--- START ---

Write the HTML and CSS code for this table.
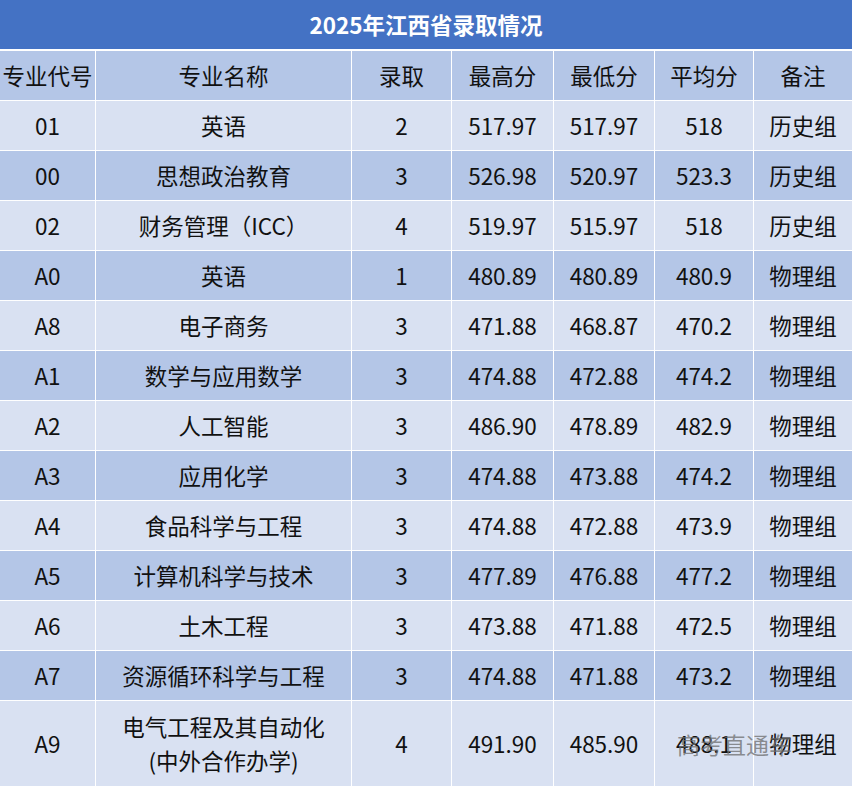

--- END ---
--- START ---

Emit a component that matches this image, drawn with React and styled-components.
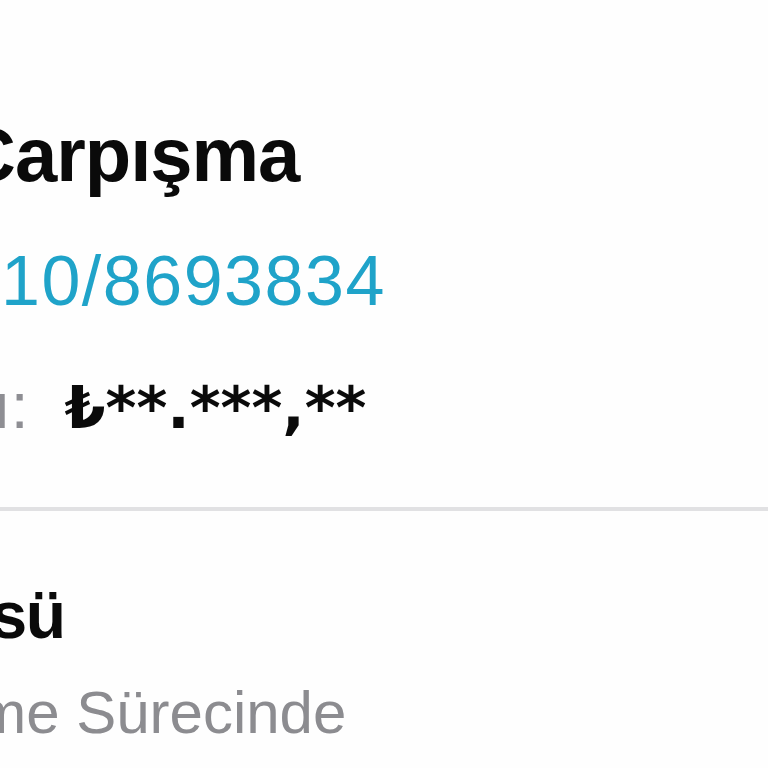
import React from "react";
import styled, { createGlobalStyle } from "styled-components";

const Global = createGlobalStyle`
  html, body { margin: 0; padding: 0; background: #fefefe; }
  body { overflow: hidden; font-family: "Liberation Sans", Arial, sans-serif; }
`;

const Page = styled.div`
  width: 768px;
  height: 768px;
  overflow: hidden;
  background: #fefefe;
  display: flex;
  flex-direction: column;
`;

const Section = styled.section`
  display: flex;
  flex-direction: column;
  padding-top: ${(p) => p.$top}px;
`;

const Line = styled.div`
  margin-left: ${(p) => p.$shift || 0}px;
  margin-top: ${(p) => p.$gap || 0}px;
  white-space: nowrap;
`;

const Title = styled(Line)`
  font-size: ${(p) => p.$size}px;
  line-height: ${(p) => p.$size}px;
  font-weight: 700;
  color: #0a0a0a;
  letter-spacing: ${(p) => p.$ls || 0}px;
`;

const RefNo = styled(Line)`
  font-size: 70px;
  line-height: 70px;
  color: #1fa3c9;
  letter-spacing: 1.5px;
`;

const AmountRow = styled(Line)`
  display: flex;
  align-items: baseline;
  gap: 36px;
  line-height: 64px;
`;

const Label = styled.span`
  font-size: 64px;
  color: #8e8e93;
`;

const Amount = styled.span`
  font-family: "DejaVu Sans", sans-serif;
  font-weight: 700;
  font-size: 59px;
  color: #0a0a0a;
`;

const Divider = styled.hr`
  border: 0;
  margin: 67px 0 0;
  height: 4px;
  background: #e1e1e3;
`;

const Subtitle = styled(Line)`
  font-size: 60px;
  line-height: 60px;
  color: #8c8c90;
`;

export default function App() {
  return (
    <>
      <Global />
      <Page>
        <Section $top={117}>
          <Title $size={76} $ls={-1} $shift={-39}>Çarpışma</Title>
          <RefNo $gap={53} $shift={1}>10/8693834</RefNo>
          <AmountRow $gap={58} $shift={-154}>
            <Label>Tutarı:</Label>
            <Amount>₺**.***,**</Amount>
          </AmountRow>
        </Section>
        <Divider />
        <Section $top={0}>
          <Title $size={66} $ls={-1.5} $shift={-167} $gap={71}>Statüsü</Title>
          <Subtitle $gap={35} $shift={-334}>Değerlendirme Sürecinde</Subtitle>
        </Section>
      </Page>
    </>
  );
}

--- END ---

→ Aim
Go through the material and select each line with the string "components" in it.

→ Task response
Emit a component that matches this image, drawn with React and styled-components.
import styled, { createGlobalStyle } from "styled-components";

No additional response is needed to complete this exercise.